<<<<
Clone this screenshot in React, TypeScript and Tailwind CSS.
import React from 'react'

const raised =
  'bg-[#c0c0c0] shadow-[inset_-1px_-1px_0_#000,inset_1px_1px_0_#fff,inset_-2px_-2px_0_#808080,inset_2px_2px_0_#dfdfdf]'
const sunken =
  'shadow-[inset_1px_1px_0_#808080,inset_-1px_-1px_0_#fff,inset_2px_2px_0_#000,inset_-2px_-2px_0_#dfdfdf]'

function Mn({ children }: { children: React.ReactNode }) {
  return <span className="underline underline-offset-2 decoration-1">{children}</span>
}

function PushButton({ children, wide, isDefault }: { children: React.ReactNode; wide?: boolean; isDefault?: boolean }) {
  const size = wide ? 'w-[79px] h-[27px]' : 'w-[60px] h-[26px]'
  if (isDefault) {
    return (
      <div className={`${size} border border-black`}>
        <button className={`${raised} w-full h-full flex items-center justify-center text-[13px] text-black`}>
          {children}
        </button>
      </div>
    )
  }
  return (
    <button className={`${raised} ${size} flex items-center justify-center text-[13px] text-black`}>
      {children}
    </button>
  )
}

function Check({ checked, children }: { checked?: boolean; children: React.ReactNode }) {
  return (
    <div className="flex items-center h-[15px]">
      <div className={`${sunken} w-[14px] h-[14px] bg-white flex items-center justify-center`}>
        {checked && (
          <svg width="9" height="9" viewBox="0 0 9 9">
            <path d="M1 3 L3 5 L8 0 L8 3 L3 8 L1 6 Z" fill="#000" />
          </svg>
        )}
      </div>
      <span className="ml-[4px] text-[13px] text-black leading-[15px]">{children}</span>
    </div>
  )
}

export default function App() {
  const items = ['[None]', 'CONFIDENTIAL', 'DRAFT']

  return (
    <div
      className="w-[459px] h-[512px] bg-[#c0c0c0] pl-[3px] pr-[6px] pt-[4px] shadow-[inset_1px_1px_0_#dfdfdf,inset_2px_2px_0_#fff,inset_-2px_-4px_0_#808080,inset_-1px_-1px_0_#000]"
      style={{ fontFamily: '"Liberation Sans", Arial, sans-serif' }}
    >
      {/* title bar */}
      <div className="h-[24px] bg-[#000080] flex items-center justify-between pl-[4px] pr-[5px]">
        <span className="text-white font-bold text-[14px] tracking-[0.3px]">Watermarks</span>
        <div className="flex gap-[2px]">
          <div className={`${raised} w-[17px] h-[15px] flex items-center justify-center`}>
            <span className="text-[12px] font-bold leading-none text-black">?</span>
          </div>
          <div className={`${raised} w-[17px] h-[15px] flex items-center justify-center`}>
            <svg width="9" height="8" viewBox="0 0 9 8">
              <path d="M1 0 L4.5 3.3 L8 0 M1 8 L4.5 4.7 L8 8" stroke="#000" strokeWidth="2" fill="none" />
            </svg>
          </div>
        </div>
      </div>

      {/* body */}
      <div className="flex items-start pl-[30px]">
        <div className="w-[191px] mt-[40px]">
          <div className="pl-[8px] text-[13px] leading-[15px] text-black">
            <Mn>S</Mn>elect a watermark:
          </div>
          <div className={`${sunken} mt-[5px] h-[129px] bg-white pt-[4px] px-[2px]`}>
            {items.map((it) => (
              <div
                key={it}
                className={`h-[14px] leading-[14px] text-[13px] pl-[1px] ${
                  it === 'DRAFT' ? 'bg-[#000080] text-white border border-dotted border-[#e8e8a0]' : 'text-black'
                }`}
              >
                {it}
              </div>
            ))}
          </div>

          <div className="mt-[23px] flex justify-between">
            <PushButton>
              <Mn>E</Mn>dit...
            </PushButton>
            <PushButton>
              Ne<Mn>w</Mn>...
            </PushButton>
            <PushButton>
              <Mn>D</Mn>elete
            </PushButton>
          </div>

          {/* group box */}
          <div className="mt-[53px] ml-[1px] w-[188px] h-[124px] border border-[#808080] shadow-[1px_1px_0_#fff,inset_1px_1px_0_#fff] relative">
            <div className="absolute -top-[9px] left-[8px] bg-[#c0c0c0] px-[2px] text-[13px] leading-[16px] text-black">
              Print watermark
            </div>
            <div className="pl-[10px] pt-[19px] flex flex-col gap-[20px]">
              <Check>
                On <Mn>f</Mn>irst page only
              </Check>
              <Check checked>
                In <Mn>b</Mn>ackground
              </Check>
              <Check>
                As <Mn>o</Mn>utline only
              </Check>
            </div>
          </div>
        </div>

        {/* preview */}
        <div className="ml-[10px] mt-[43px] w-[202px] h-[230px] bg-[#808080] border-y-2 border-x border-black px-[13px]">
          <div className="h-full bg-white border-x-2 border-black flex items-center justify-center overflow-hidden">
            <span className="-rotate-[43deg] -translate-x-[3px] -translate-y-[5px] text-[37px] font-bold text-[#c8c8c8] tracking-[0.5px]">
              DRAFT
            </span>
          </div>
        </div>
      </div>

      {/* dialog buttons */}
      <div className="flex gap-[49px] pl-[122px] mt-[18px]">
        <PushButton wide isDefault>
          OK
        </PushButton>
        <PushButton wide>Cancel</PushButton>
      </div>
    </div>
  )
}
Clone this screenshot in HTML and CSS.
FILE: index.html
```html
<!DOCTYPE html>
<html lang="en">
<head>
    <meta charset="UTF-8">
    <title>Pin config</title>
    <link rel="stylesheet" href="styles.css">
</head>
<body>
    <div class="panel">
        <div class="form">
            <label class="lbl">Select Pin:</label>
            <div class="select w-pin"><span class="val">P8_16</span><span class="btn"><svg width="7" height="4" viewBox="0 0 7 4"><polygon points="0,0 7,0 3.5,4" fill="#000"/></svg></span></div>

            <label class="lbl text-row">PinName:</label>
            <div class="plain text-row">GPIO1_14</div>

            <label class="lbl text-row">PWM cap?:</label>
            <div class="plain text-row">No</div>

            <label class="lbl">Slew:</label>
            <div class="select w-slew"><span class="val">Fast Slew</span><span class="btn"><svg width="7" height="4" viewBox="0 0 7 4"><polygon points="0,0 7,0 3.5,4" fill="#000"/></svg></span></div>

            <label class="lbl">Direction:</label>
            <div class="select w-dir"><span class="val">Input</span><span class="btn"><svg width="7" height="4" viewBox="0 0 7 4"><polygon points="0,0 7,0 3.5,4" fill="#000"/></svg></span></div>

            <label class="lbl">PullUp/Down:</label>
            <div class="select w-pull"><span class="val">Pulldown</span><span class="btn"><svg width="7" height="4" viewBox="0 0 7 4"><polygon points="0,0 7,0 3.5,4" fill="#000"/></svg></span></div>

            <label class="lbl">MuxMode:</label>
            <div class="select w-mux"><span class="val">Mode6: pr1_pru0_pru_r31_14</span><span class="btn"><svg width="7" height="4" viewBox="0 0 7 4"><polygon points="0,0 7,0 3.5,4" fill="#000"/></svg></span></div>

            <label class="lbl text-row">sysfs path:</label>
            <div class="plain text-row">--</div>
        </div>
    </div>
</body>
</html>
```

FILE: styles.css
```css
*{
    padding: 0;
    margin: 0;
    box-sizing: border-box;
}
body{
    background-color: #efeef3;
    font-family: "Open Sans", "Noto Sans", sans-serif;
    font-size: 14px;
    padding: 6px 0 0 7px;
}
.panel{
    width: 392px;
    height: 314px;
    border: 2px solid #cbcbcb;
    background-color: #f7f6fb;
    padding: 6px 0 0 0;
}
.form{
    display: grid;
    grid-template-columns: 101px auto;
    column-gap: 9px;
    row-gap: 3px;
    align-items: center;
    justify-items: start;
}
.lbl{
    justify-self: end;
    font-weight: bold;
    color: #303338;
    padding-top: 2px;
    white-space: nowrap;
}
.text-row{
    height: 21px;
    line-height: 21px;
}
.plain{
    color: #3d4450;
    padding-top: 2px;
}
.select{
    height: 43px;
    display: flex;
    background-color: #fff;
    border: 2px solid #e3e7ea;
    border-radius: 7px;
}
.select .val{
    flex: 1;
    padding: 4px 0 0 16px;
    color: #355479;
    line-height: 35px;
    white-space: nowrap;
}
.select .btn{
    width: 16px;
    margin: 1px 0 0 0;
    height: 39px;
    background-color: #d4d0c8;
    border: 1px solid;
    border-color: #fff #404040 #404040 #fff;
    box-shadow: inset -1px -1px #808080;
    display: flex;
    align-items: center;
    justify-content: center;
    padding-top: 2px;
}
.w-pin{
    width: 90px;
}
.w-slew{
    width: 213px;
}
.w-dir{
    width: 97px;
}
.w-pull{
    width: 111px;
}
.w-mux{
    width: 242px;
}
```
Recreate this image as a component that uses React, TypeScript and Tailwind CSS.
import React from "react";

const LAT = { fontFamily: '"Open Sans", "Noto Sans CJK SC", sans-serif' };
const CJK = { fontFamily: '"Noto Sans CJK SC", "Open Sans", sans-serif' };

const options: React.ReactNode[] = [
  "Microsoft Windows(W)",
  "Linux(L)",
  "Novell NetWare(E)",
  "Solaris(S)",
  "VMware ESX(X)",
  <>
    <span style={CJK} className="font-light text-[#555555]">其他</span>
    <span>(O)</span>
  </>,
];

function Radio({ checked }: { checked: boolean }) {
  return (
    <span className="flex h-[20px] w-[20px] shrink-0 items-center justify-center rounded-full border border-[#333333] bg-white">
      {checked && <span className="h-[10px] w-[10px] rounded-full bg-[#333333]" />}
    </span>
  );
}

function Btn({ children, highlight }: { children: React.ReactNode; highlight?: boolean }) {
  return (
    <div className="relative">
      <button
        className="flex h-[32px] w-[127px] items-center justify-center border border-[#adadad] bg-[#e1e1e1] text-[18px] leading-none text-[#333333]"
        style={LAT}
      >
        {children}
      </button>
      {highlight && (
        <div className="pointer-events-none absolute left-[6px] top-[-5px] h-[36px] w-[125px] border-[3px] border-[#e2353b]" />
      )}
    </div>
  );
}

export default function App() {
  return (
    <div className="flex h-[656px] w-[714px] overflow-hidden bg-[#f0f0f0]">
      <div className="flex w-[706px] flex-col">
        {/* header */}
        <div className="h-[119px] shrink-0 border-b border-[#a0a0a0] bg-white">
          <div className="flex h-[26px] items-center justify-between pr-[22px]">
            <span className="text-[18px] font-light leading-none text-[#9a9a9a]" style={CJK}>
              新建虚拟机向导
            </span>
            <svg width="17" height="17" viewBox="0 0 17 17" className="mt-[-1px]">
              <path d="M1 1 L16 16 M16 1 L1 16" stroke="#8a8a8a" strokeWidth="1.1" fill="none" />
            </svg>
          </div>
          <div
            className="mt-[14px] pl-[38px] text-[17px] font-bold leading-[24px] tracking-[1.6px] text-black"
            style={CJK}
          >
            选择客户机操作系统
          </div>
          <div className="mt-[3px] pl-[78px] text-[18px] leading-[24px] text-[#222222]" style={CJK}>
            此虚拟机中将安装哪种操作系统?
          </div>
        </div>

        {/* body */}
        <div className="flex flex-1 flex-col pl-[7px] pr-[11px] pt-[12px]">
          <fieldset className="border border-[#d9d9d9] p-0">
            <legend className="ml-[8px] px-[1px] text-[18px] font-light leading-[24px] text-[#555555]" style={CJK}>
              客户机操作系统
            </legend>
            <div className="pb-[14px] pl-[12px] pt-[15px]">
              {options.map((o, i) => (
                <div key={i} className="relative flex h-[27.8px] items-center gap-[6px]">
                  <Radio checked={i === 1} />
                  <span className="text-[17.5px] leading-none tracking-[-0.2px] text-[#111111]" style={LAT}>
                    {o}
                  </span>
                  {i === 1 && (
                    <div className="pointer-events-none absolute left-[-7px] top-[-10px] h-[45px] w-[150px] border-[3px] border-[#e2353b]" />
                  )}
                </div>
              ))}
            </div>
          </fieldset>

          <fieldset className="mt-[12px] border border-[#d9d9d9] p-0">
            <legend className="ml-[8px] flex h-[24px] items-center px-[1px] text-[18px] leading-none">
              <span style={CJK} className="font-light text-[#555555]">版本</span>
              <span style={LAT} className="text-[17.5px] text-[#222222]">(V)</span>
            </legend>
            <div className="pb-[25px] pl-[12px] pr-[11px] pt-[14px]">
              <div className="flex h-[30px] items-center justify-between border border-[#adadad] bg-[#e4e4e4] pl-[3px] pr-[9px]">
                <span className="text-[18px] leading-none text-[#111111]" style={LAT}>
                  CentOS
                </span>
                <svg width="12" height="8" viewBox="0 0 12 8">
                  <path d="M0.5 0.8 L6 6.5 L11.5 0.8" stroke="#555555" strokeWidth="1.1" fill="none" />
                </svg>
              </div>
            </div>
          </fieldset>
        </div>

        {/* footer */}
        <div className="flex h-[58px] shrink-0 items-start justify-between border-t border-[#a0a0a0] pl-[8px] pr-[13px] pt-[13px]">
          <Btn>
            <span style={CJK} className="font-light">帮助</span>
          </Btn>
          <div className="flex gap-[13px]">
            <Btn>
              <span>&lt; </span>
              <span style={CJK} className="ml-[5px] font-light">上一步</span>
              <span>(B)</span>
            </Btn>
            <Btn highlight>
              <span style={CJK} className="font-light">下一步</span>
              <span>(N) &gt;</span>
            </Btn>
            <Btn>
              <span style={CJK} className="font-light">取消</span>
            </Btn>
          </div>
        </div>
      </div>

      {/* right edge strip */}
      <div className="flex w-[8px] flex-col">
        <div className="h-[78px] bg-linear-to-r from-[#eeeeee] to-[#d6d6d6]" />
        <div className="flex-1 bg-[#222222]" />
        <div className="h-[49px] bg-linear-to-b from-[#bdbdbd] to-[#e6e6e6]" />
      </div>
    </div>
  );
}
>>>>
THE PROBLEM:
Your task is to quote, without any alteration, the lines running from the top of the records to the line that holds "import React from 'react'", both included.

SOLUTION TO THE EXERCISE:
Clone this screenshot in React, TypeScript and Tailwind CSS.
import React from 'react'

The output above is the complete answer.